ENID, OKLAHOMA, 10/07/02
A former employee of Merrill Lynch says a major shake-up of the company is needed if it is to avoid losing the confidence of shareholders and clients.
Keith Schooley, author of a new book that blows the whistle on what he calls an unethical corporate culture within Merrill Lynch, notes that the company has been accused of improprieties in several recent financial scandals, including one last May that ended in a $100 million settlement with New York Attorney General Eliot Spitzer.
“The reports of wrongdoing keep coming, and I’d bet they won’t slow down because dishonesty seems ingrained in the way business is done at Merrill Lynch,” Schooley alleges. “I believe a good number of senior executives and directors of the firm need to step aside for their failure to responsibly act. In light of the recent spate of scandals at Enron, Arthur Andersen, WorldCom, Adelphia, and others, shareholders and clients now demand integrity at the highest levels.”

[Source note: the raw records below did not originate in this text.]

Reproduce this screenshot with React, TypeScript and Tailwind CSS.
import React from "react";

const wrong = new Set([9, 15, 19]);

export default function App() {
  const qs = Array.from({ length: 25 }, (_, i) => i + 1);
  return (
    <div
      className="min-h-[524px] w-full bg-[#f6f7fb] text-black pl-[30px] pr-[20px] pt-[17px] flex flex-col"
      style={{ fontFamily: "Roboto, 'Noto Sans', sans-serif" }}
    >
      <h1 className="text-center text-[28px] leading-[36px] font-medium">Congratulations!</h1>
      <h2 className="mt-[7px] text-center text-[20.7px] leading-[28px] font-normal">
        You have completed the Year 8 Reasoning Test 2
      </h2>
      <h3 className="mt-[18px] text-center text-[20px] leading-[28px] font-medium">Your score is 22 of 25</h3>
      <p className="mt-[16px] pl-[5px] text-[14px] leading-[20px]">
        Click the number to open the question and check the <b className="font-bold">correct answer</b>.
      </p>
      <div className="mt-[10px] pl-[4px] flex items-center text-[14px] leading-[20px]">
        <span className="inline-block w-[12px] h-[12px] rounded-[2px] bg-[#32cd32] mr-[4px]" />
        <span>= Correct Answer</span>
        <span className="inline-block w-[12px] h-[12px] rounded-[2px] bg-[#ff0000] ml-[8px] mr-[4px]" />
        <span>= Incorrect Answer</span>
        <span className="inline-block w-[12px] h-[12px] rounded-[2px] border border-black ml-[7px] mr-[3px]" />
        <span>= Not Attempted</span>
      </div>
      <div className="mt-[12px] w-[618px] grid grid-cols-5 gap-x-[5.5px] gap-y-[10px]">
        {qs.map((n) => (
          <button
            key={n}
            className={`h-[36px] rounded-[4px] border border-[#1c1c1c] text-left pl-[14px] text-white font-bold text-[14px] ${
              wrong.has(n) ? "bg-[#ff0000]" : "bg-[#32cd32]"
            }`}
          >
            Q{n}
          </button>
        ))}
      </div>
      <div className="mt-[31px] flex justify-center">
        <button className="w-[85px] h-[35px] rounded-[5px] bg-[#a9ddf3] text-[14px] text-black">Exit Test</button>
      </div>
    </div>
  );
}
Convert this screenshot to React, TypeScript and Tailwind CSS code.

Schooley’s book, Merrill Lynch: The Cost Could Be Fatal (Lakepointe Publishing, 282 pp, hardcover, $27.95), exposes a litany of wrongdoing, including a widespread cheating scandal that was twice covered up by senior management of the largest firm on Wall Street. It recounts the author’s almost ten-year war with the firm in an effort to establish truth and justice. The book shows how the “powerful and mighty” play the game inside and outside of a court of law.
Schooley says he is well aware of the risks of taking on the giant corporation, a point driven home when Lloyd’s of London declined a request to insure his book. Stephen Jones, the famed Oklahoma lawyer who represented Schooley early in the conflict, has called the book dangerous because it “names names, takes no prisoners, and is explosive.”